Wednesday, January 07, 2009


I don't know about you, but 10 days of constant grazing at treats both savory and sweet have left me feeling somewhat lardy. I've consumed my own body weight in Cadbury's Roses AND Twiglets -- the latter being something of a surprise, as I thought I didn't like them. (PJ is most unhappy; the Twiglets are his territory.) I still have vast amounts of food around the house to use up -- panettone, parkin, toffee, chocolates, cheesy twists, and yes, a few Twiglets -- so we really needed to get out and do some exercise at the weekend. Which we did, in the form of a 6 km walk around the neighbourhood on Sunday.
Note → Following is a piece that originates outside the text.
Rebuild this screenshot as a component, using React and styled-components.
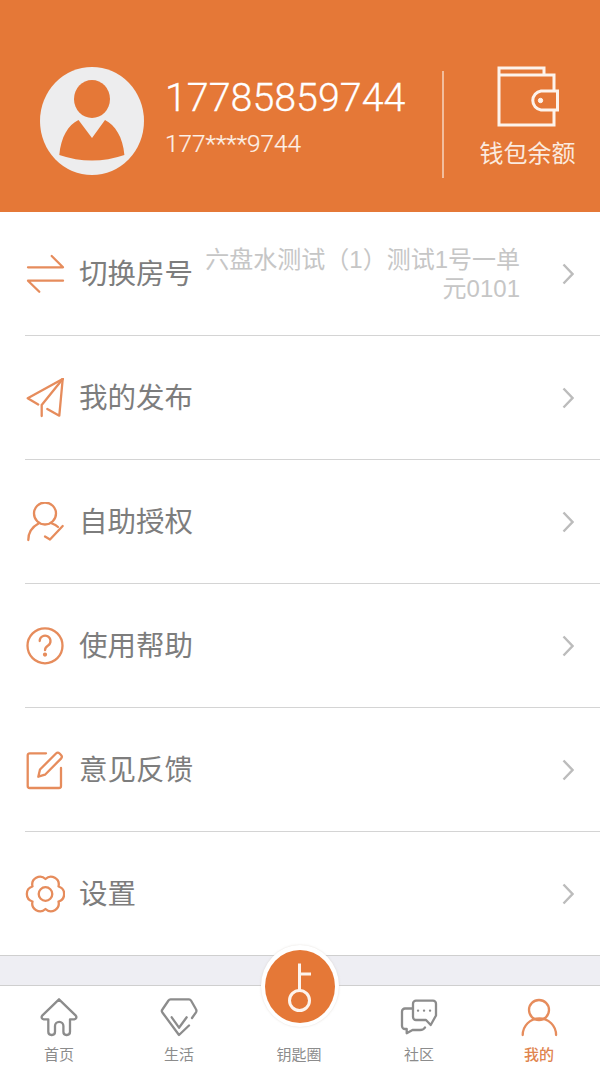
import React from 'react';
import styled, { createGlobalStyle } from 'styled-components';

const ORANGE = '#e57837';
const LINE = '#e68c5c';
const GRAY = '#8c8c8c';
const FONT = '"Liberation Sans", "Noto Sans CJK SC", sans-serif';

const Global = createGlobalStyle`
  html, body { margin: 0; padding: 0; background: #fff; }
  body { font-family: ${FONT}; }
  * { box-sizing: border-box; }
`;

const Page = styled.div`
  width: 600px;
  height: 1067px;
  overflow: hidden;
  position: relative;
  display: flex;
  flex-direction: column;
  background: #fff;
`;

const Header = styled.header`
  height: 212px;
  flex: none;
  background: ${ORANGE};
  display: flex;
  align-items: flex-start;
  padding: 67px 0 0 40px;
  color: #fff;
`;
const Avatar = styled.svg`
  width: 104px;
  height: 108px;
  flex: none;
  display: block;
`;
const Info = styled.div`
  width: 277px;
  margin-left: 21px;
  padding-top: 6px;
`;
const Phone = styled.div`
  font-family: Roboto, sans-serif;
  font-weight: 300;
  font-size: 39.4px;
  line-height: 50px;
  color: #fff;
  -webkit-text-stroke: 0.3px #fff;
`;
const Masked = styled.div`
  font-size: 24.4px;
  line-height: 32px;
  margin-top: 5px;
  font-family: Roboto, sans-serif;
  font-weight: 300;
  color: #fdf1e8;
  -webkit-text-stroke: 0.2px #fdf1e8;
`;
const Rule = styled.div`
  width: 2px;
  height: 107px;
  margin-top: 4px;
  flex: none;
  background: #f2bd9c;
`;
const Wallet = styled.div`
  flex: 1;
  display: flex;
  flex-direction: column;
  align-items: center;
  margin-top: -3px;
  padding-left: 11px;
`;
const WalletIcon = styled.svg`
  width: 64px;
  height: 64px;
  display: block;
`;
const WalletLabel = styled.div`
  font-size: 24px;
  line-height: 34px;
  margin-top: 9px;
  color: #fbeadf;
`;

const List = styled.main`
  flex: none;
`;
const Row = styled.div`
  height: ${p => (p.$last ? 123 : 124)}px;
  margin-left: 25px;
  padding-right: 26px;
  display: flex;
  align-items: center;
  border-bottom: ${p => (p.$last ? 'none' : '1px solid #d4d4d4')};
`;
const RowIcon = styled.svg`
  width: 40px;
  height: 40px;
  flex: none;
  display: block;
  fill: none;
  stroke: ${LINE};
  stroke-width: 2.3;
  stroke-linecap: round;
  stroke-linejoin: round;
`;
const RowLabel = styled.div`
  margin-left: 14px;
  font-size: 28.5px;
  line-height: 40px;
  white-space: nowrap;
  color: #7d7d7d;
`;
const RowValue = styled.div`
  flex: 1;
  margin-left: 11px;
  text-align: right;
  font-size: 24px;
  line-height: 29px;
  color: #c6c6c6;
`;
const Chevron = styled.svg`
  width: 12px;
  height: 22px;
  margin-left: 42px;
  flex: none;
  display: block;
  fill: none;
  stroke: #bcbcbc;
  stroke-width: 2.4;
`;

const Band = styled.div`
  height: 31px;
  flex: none;
  background: #eeeef3;
  border-top: 1px solid #cfcfcf;
  border-bottom: 1px solid #cfcfcf;
`;

const TabBar = styled.nav`
  flex: 1;
  display: grid;
  grid-template-columns: repeat(5, 120px);
  background: #fff;
`;
const Tab = styled.div`
  display: flex;
  flex-direction: column;
  align-items: center;
  padding-top: 11px;
  margin-left: -2px;
`;
const TabIcon = styled.svg`
  width: 40px;
  height: 40px;
  flex: none;
  display: block;
  fill: none;
  stroke: ${p => (p.$active ? LINE : GRAY)};
  stroke-width: 2.3;
  stroke-linecap: round;
  stroke-linejoin: round;
`;
const TabSpacer = styled.div`
  height: 40px;
  flex: none;
`;
const TabLabel = styled.div`
  margin-top: 9px;
  font-size: 15px;
  line-height: 18px;
  font-weight: ${p => (p.$active ? 500 : 400)};
  color: ${p => (p.$active ? '#e0854f' : GRAY)};
`;
const KeyButton = styled.div`
  position: absolute;
  left: 261px;
  top: 945px;
  width: 78px;
  height: 82px;
  border-radius: 50%;
  background: #fff;
  box-shadow: 0 0 2px rgba(200, 190, 180, 0.5);
  display: flex;
  align-items: center;
  justify-content: center;
`;
const KeyDisc = styled.svg`
  width: 70px;
  height: 73px;
  display: block;
`;

const gearPath = (() => {
  const cx = 20.5, cy = 20, rv = 15;
  const pt = a => {
    const r = (a * Math.PI) / 180;
    return `${(cx + rv * Math.cos(r)).toFixed(2)} ${(cy + rv * Math.sin(r)).toFixed(2)}`;
  };
  let d = `M${pt(-30)}`;
  for (let i = 0; i < 6; i++) {
    d += ` A7.8 7.8 0 0 1 ${pt(-30 + (i + 1) * 60)}`;
  }
  return d + 'Z';
})();

const icons = {
  swap: (
    <>
      <path d="M3 13.3H38L26.7 2" />
      <path d="M38 26.7H3L14.3 37.7" />
    </>
  ),
  plane: (
    <>
      <path d="M37.7 1L2.7 20.3L13.2 26.5" />
      <path d="M37.7 1L16.7 27V38" />
      <path d="M37.7 1L34.3 37.7L22.3 31" />
    </>
  ),
  person: (
    <>
      <circle cx="20" cy="11.5" r="11" />
      <path d="M3.3 38C3.3 30 7 25 13.5 21.5" />
      <path d="M27 21.5C30 22.5 32 24 33 25" />
      <path d="M20 34.5L25 37.5L37.7 24" />
    </>
  ),
  help: (
    <>
      <circle cx="20" cy="19.8" r="17.5" />
      <path d="M14.7 15a5.4 5.4 0 1 1 8.4 4.5c-2.1 1.4-3.1 2.4-3.1 4.7" />
      <circle cx="20" cy="28.6" r="1" />
    </>
  ),
  edit: (
    <>
      <path d="M21 3.3H4.7a2 2 0 0 0-2 2V36a2 2 0 0 0 2 2H34a2 2 0 0 0 2-2V18" />
      <path d="M13.3 26.7L15 19.5L31 3.5a2.6 2.6 0 0 1 3.6 0L36 5a2.6 2.6 0 0 1 0 3.6L20 24.7Z" />
    </>
  ),
  gear: (
    <>
      <path d={gearPath} />
      <circle cx="20.5" cy="20" r="6.8" />
    </>
  ),
};

const rows = [
  { icon: 'swap', label: '切换房号', value: '六盘水测试（1）测试1号一单元0101' },
  { icon: 'plane', label: '我的发布' },
  { icon: 'person', label: '自助授权' },
  { icon: 'help', label: '使用帮助' },
  { icon: 'edit', label: '意见反馈' },
  { icon: 'gear', label: '设置' },
];

const tabs = [
  {
    label: '首页',
    icon: <path d="M20 2.3L3.2 18.6c-1.2 1.6-.4 3.4 1.6 3.7H9.3V34.8c0 2 1.2 3.2 3.2 3.2h.5c2 0 3-1.2 3-3.2V29a4.2 4.2 0 0 1 8.4 0v5.8c0 2 1 3.2 3 3.2h.5c2 0 3.1-1.2 3.1-3.2V22.3h4.2c2-.3 2.8-2.1 1.6-3.7Z" />,
  },
  {
    label: '生活',
    icon: (
      <>
        <path d="M30 28.5L20 38L3.4 15.5c-.8-1-.8-2 0-3L9.5 3.5c.5-.8 1-1.2 2-1.2H30c1 0 1.5.4 2 1.2l5 8.8c.6 1 .6 2 0 3L33 21" />
        <path d="M12.7 20.3L20 30.7L27.7 20.3" />
      </>
    ),
  },
  { label: '钥匙圈', icon: null },
  {
    label: '社区',
    icon: (
      <>
        <path d="M17 3.7H34a3 3 0 0 1 3 3V18.5L31.7 28L27 23H17a3 3 0 0 1-3-3V6.7a3 3 0 0 1 3-3Z" />
        <path d="M13 11.5H6a3 3 0 0 0-3 3V29a3 3 0 0 0 3 3h1.7v4.3L13.5 33H21c2.5 0 4-.7 5-2.5" />
        <path d="M19 13.7h.1M25 13.7h.1M31 13.7h.1" />
      </>
    ),
  },
  {
    label: '我的',
    active: true,
    icon: (
      <>
        <circle cx="20" cy="13" r="10" />
        <path d="M3.7 38a16.6 16.6 0 0 1 33.4 0" />
      </>
    ),
  },
];

export default function App() {
  return (
    <Page lang="zh-CN">
      <Global />
      <Header>
        <Avatar viewBox="0 0 104 108">
          <ellipse cx="52" cy="54" rx="52" ry="54" fill="#ededee" />
          <ellipse cx="52" cy="32" rx="18" ry="19" fill={ORANGE} />
          <path d="M19.3 88C21 70 28 58 38.5 53L52 71L65 53C75 58 83 70 84.4 88Q52 99 19.3 88Z" fill={ORANGE} />
        </Avatar>
        <Info>
          <Phone>17785859744</Phone>
          <Masked>177****9744</Masked>
        </Info>
        <Rule />
        <Wallet>
          <WalletIcon viewBox="0 0 64 64" fill="none" stroke="#fdf3ec" strokeWidth="3">
            <path d="M3 11H58V27M58 46V61H3V4H48V11" />
            <path d="M61.5 27H45a9.6 9.6 0 0 0 0 19H61.5Z" />
            <circle cx="44.5" cy="36.5" r="2.2" fill="#fdf3ec" strokeWidth="1" />
          </WalletIcon>
          <WalletLabel>钱包余额</WalletLabel>
        </Wallet>
      </Header>

      <List>
        {rows.map((r, i) => (
          <Row key={r.label} $last={i === rows.length - 1}>
            <RowIcon viewBox="0 0 40 40">{icons[r.icon]}</RowIcon>
            <RowLabel>{r.label}</RowLabel>
            <RowValue>{r.value}</RowValue>
            <Chevron viewBox="0 0 12 22">
              <path d="M1.5 1.5L10.5 11L1.5 20.5" />
            </Chevron>
          </Row>
        ))}
      </List>

      <Band />

      <TabBar>
        {tabs.map(t => (
          <Tab key={t.label}>
            {t.icon ? (
              <TabIcon viewBox="0 0 40 40" $active={t.active}>{t.icon}</TabIcon>
            ) : (
              <TabSpacer />
            )}
            <TabLabel $active={t.active}>{t.label}</TabLabel>
          </Tab>
        ))}
      </TabBar>

      <KeyButton>
        <KeyDisc viewBox="0 0 70 73">
          <ellipse cx="35" cy="36.5" rx="35" ry="36.5" fill={ORANGE} />
          <g fill="none" stroke="#fdf3ec" strokeWidth="3">
            <circle cx="34.5" cy="50.5" r="10" />
            <path d="M34.5 40.5V13.5M34.5 24H46" />
          </g>
        </KeyDisc>
      </KeyButton>
    </Page>
  );
}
For the first time since we moved here 8 months ago, the woods weren't knee-deep in treacherous mud; they were knee-deep in frozen treacherous mud, a very different and much more manageable proposition. We worked our way through them, across some fields, through an abandoned churchyard, under the railway lines, and over to the Itchen Navigation. We then walked all the way back alongside the river to Allbrook, for the final and annoyingly uphill leg of our loop. Crimbo chocolate sustained us on our journey, but it was good to get back inside and build yet another fire -- it's COLD here. We even saw icicles on branches that were dragging in the Itchen, which is rather unusual. Unfortunately, there wasn't any ice on the canals, so no skating a la the Dutchies for me.